While Aranzalez fondly recalls those summertime events, there are other life experiences she prefers not to revisit. She will not divulge, for instance, the reasons why, in 2002, three years after receiving her law degree from the Universidad Libre in Barranquilla, she left Colombia to seek refugee status in Canada. She also hesitates to talk about the man she married in 2003 and divorced in 2007, except to note that he was a skilled cook. “It was one of the reasons I fell in love,” she says.

She does, however, reflect on how moving to Canada changed her relationship to food and community. The food culture seemed both rich and impoverished. She recalls being awed by the range of products at the grocery stores — “There were varieties of fruits and vegetables I had never seen before,” she says — but at other times, her experiences were disappointing: fruit was less flavourful and yogurt more watery than what she’d eaten back home. In 2006, she experienced a phenomenon that is surprisingly common in this country: hunger.

The technical term for what Aranzalez went through is “food insecurity,” a problem that affects one in eight Canadian households and ranges in intensity from marginal to severe. A marginally food-insecure person will worry about not being able to put food on the table; a severely food-insecure person will economize by skipping meals. In Toronto, 12.6 percent of households experience food insecurity, a number that is roughly on par with the provincial average. Children, however, are particularly vulnerable: 17 percent of Ontarians below age 18 live in food-insecure homes.

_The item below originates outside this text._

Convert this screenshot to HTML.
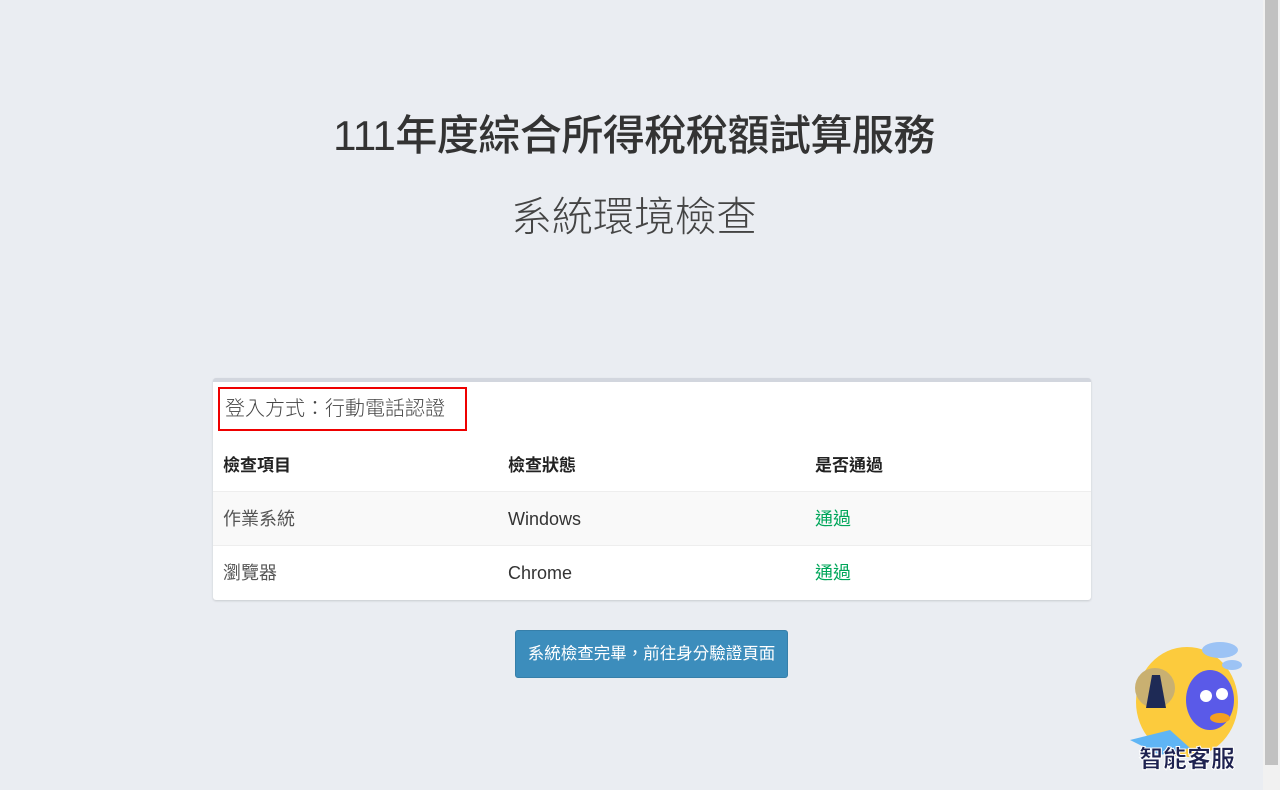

From September 2006 to August 2007, a time in which Aranzalez was severely food insecure, she was separated from her husband and raising her three-year-old daughter, Juliana, in an apartment near Lawrence Avenue and Allen Road. She visited her local food bank, which gave her bi-monthly emergency supplies and prevented her from starving. That’s about all it did, though. The experience was joyless and lonely. “Beside the lack of food,” she says, “there was something else I was missing: culture.”